Sorry it’s been a while! I was trying to do a chapter a week of this awesome book and then a few things converged at the same time and conspired to make blogging more tricky than I would have liked. And then, I went on holiday with my awesome wife and children and we had some QT in La Belle France. But, now I’m back and ready to plod on….
We were hoping that Charles might be coming to Lancaster, to speak at the Richardson Institute (a centre for peace studies at the university) in the late autumn, but alas, we cant make it work – but he is in York, giving the Schumacher Lecture, Friday 22nd November and then in Leeds on 23rd. (I’ll be in Toronto…..wooot, but sad to miss him!). Go if you can!
Onwards! This chapter is challenging to the core. The age of separation has reached a fullness of times. We find ourselves in cyclical crises, (so if you were thinking that the mini property boom in London is an indication that it’s back to business as usual, then think again!) and the trauma of this separation from one another, our community, nature itself and the divine have remedied themselves in self protectionism. The tragedy of this logic of me and mine, as CE rightly points out is that we seek to recover our loss by expanding and protecting the separate self and its extension: money and property.
So, the modern concept of property, or the ownership thereof is a symptom of the sovereignty of the individual. If we claim ownership of that for which we did not labour, the land, the rivers, the trees, the resources of the earth, which are a gift to us, then this is tantamount to theft. It was Marx, and others like him that proclaimed “property is robbery”, as the origin of most property was taken by force – witness most of the United States of America as just one example! It was the rich and powerful who seized the land and made the laws. So if property is robbery, then the laws which protect private property, so CE argues, are those which perpetuate a crime.
But he is not advocating the abolition of private property for three reasons. Firstly because abolition is a forceful imposition on the unwilling. Secondly, private property is only a symptom of the deeper sickness of separation. Thirdly, the problem is not necessarily ownership, per se, but the unfair advantages of having it.
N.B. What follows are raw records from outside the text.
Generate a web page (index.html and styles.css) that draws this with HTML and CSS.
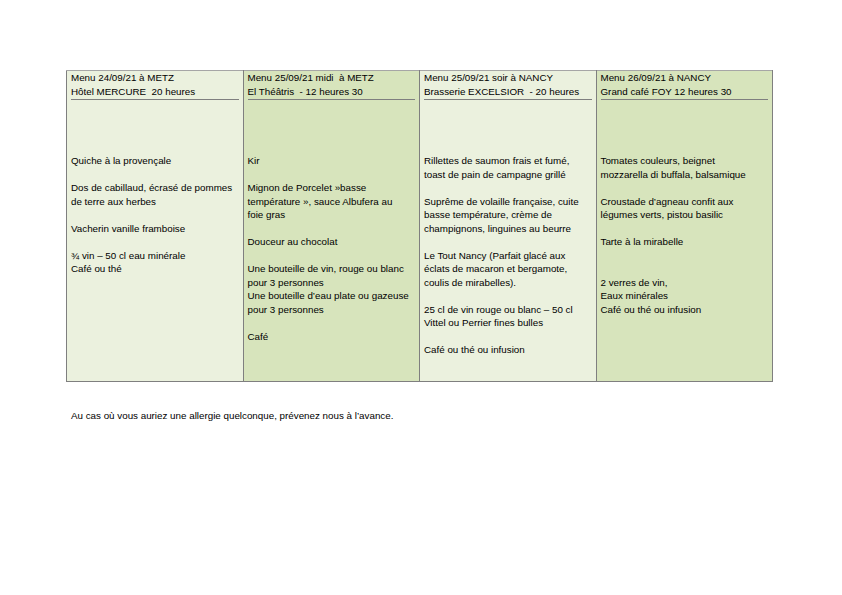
FILE: index.html
```html
<!DOCTYPE html>
<html lang="fr">
<head>
<meta charset="utf-8">
<title>Menus</title>
<link rel="stylesheet" href="styles.css">
</head>
<body>
<div class="page">
  <table class="menus">
    <tr>
      <td class="light">
        <div class="head"><div>Menu 24/09/21 à METZ</div><div>Hôtel MERCURE&nbsp; 20 heures</div></div>
        <div class="body">
          <div>Quiche à la provençale</div>
          <div class="blank"></div>
          <div>Dos de cabillaud, écrasé de pommes</div>
          <div>de terre aux herbes</div>
          <div class="blank"></div>
          <div>Vacherin vanille framboise</div>
          <div class="blank"></div>
          <div>¾ vin – 50 cl eau minérale</div>
          <div>Café ou thé</div>
        </div>
      </td>
      <td class="dark">
        <div class="head"><div>Menu 25/09/21 midi&nbsp; à METZ</div><div>El Théâtris&nbsp; - 12 heures 30</div></div>
        <div class="body">
          <div>Kir</div>
          <div class="blank"></div>
          <div>Mignon de Porcelet »basse</div>
          <div>température », sauce Albufera au</div>
          <div>foie gras</div>
          <div class="blank"></div>
          <div>Douceur au chocolat</div>
          <div class="blank"></div>
          <div>Une bouteille de vin, rouge ou blanc</div>
          <div>pour 3 personnes</div>
          <div>Une bouteille d’eau plate ou gazeuse</div>
          <div>pour 3 personnes</div>
          <div class="blank"></div>
          <div>Café</div>
        </div>
      </td>
      <td class="light">
        <div class="head"><div>Menu 25/09/21 soir à NANCY</div><div>Brasserie EXCELSIOR&nbsp; - 20 heures</div></div>
        <div class="body">
          <div>Rillettes de saumon frais et fumé,</div>
          <div>toast de pain de campagne grillé</div>
          <div class="blank"></div>
          <div>Suprême de volaille française, cuite</div>
          <div>basse température, crème de</div>
          <div>champignons, linguines au beurre</div>
          <div class="blank"></div>
          <div>Le Tout Nancy (Parfait glacé aux</div>
          <div>éclats de macaron et bergamote,</div>
          <div>coulis de mirabelles).</div>
          <div class="blank"></div>
          <div>25 cl de vin rouge ou blanc – 50 cl</div>
          <div>Vittel ou Perrier fines bulles</div>
          <div class="blank"></div>
          <div>Café ou thé ou infusion</div>
        </div>
      </td>
      <td class="dark">
        <div class="head"><div>Menu 26/09/21 à NANCY</div><div>Grand café FOY 12 heures 30</div></div>
        <div class="body">
          <div>Tomates couleurs, beignet</div>
          <div>mozzarella di buffala, balsamique</div>
          <div class="blank"></div>
          <div>Croustade d’agneau confit aux</div>
          <div>légumes verts, pistou basilic</div>
          <div class="blank"></div>
          <div>Tarte à la mirabelle</div>
          <div class="blank"></div>
          <div class="blank"></div>
          <div>2 verres de vin,</div>
          <div>Eaux minérales</div>
          <div>Café ou thé ou infusion</div>
        </div>
      </td>
    </tr>
  </table>
  <p class="note">Au cas où vous auriez une allergie quelconque, prévenez nous à l’avance.</p>
</div>
</body>
</html>
```
FILE: styles.css
```css
html, body {
  margin: 0;
  padding: 0;
  background: #ffffff;
}
body {
  font-family: "Liberation Sans", Arial, sans-serif;
  font-size: 9.8px;
  color: #000000;
}
.page {
  padding: 70px 0 0 66px;
}
.menus {
  border-collapse: collapse;
  table-layout: fixed;
  width: 707px;
  height: 312px;
}
.menus td {
  vertical-align: top;
  border: 1px solid #7f7f7f;
  border-top-color: #a6a6a6;
  padding: 0 4px 0 4px;
  white-space: nowrap;
  overflow: hidden;
}
.light {
  background: #ebf1de;
}
.dark {
  background: #d7e4bc;
}
.head {
  line-height: 14px;
  border-bottom: 1px solid #7f7f7f;
}
.body {
  margin-top: 54px;
  line-height: 13.5px;
}
.blank {
  height: 13.5px;
}
.note {
  margin: 27px 0 0 5px;
  line-height: 13.5px;
}
```
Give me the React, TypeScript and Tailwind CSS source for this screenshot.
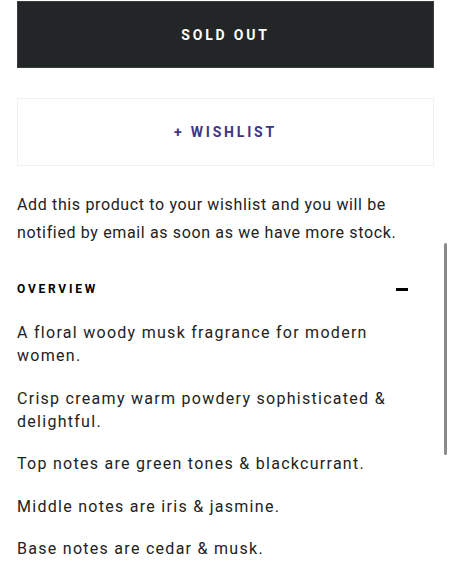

So, what do we do? Sell everything we have and give to the poor? A beautifully radical way to live. Jesus challenged a rich young man to do just that. He couldn’t do it, because he loved his wealth and it gave him a status and position that he held too tightly. I often wrestle with wondering if I am like that man…..But then Jesus also says – to whom much is given, much is required…..
Perhaps if we embrace gift, we understand that nothing we possess is really ours. And so we must ask ourselves how we steward that which we have been given, so that it can be given again to the community in which we are embedded. Can our properties become gifts?